Blackstock brushed off the comments and told APTN News ahead of the SCA, that Canada must be forced to compensate the children identified at the tribunal – and then it can work out a deal with the AFN.
“Pay the money. This is what we’ve always said at the caring society. Pay the money, provide the supports, and then work out this other stuff later on the class action. This has been going on forever,” she said. “The government often comes up and says, ‘We want to compensate victims’ and then victims see nothing coming and that’s still the case.
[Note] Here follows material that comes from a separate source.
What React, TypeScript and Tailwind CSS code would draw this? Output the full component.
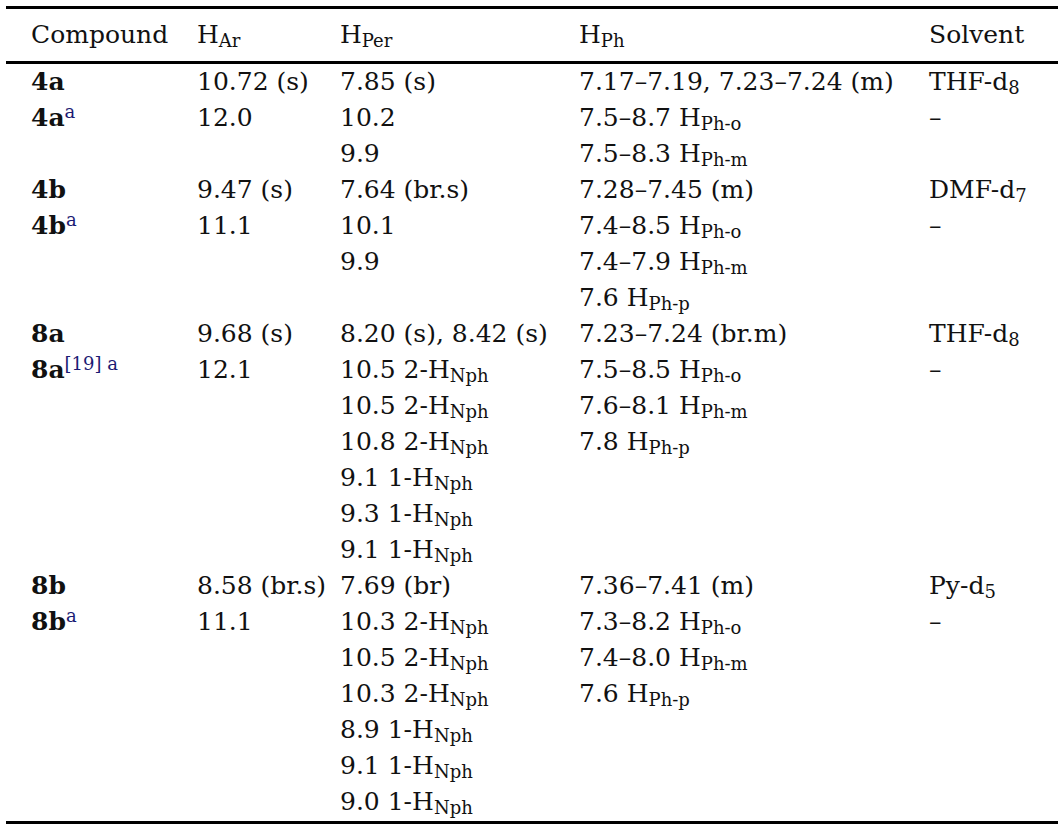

“We want to see that remedied.”
Woodhouse, who was in Ottawa this week to follow up on a number of meetings, said that 300,000 survivors and parents are eligible for compensation – but didn’t know how soon this would happen.
“Our people have waited too long and money is not going to solve every issue they’ve been through, but they deserve something for what they went through,” she told Nation to Nation. “A lot of hurt, a lot of pain, a lot of separation from their communities, language, culture and these children and these people – some now adults – need to be offered healing.”
Indigenous Services Minister Patty Hajdu spoke at the SCA on Dec. 8 but didn’t mention anything about adhering to the tribunal ruling.
“On CHRT, I note that the AFN along with other parties have worked extremely hard to arrive at a final settlement agreement,” she told the chiefs. “I hope that we get this deal completed and I want to thank everyone for staying with it.
“And, I want to recommit to you today that the government of Canada will stay with you to get kids and their families, the compensation they’re owed.”
Nation to Nation reached out to Hajdu Thursday for an update on the government’s plans to address the tribunal ruling, which is now three years old.
“I’m unable to confirm at the moment, but we are continuing to work with parties to get compensation to children and families as quickly as possible,” said Alison Murphy, spokesperson for Hajdu.
The tribunal only issued a summary ruling in October – essentially a summary of its findings. A longer, more in-depth ruling is expected in the coming weeks.
Internal issues at the AFN
According to AFN National Chief RoseAnne Archibald and her executive – made up of regional chiefs from across the country – the ongoing human resources issues with former staff members and related litigation, the chiefs are united in getting a number of critical issues.
“We’re in a different place than we were in July, that’s for certain,” Archibald said.
She informed the SCA that Murray Sinclair, a retired senator and former chair of the Truth and Reconciliation Commission, to calm the waters at the highest levels of the organization.
“He is somebody that is so well respected across Turtle Island and he has helped with the child welfare file a couple of times,” Archibald told APTN News. “So we put forward a number of names and he was on our list and we approached him and so hopefully, we’ll be by January kind of solidifying his involvement with us.”
When asked about Sinclair, Woodhouse, who tried to oust Archibald from the national chiefs’ position last summer, said she hadn’t been briefed on hiring and the first she heard about it was along with everyone else at the SCA.
Also on N2N, money for a new initiative was announced at the environmental meetings being held in Montreal called COP15.
It comes at a time when the species at risk list is growing and there are rising concerns for the environment.
According to Ecojustice lawyer Victoria Watson, the National First Nation Guardian Network will help train Indigenous youth in different environmental fields.
“Generally youth are employed in these guardian programs and they don’t necessarily have existing knowledge of the land,” said Watson, “existing expertise in GIS (Geographic Information System) mapping systems, or existing practices of traditional ecological knowledge.
“And so, that really, a big part of the beauty of these programs, is getting youth out to reconnect with the land and connect with their elders.”